Let $\epsilon >0$, consider the Cauchy problem: $$\epsilon x' = x^2 + (1-\epsilon)t \quad , x(0)=1$$ If $x(t;\epsilon)$ denotes the solution (defined on the maximum interval) of the problem, I'm asked to verify that: $$\frac{\partial x}{\partial \epsilon} (t,1) = \frac{t}{(1-t)^2} \left ( \frac{t^2}{3} - \frac{t}{2} -1 \right )$$ I'm not able to get the previous expression and I'm getting kinda crazy xd. I know for a fact that the function $u = \partial_\epsilon (\cdot,1)$ solves the linear problem: $$u' = f_x (t,x(t;1),1) u + f_\epsilon (t,x(t;1),1) \quad , u(0)=0$$ In this case $f(t,x,\epsilon) = \frac{x^2}{\epsilon} + \frac{1-\epsilon}{\epsilon} t$ so: $$f_x (t,x,\epsilon) = \frac{2x}{\epsilon} \qquad f_\epsilon (t,x,\epsilon) = - \frac{x^2}{\epsilon^2} - \frac{t}{\epsilon^2}$$ , and the Cauchy problem I should work on is: $$u' = \frac{2}{1-t}u -t - \frac{1}{(1-t)^2} \quad , u(0)=0$$ , since $x(t;1) = (1-t)^{-1}$. The solution to this IVP is: $$u(t) = - \frac{t (3t^3 - 8t^2 +6t+12)}{12 (1-t)^2}$$ (by Wolfram-Alpha), and it doesn't match with the solution given.
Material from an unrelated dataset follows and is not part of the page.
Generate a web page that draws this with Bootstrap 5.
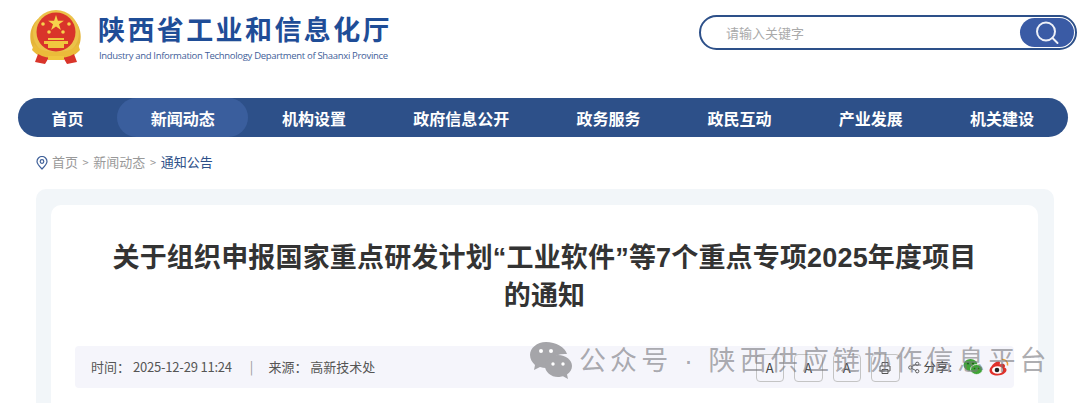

Is there any mistake in my work?. ANY suggestion will be appreciated :)

Answer 1

Taking directly the $\epsilon$ derivative of the original equation gives at $\epsilon=1$ $$ x'+u'=2xu-t,~~\text{ while }~~ x'=x^2 $$ which reproduces the equation that you found, $$ u'=2xu-x^2-t. $$ Applying the usual solution methods $$ \implies ((1-t)^2u)'=-1-t(1-t)^2=-1-(1-t)^2+(1-t)^3 \\ (1-t)^2u=-t+\frac13(1-t)^3-\frac14(1-t)^4-\frac1{12}=-\frac{t^4}4+\frac{2t^3}3-\frac{t^2}2-t $$ gives again what you found.

So your reference solution is wrong or is the solution to a different task.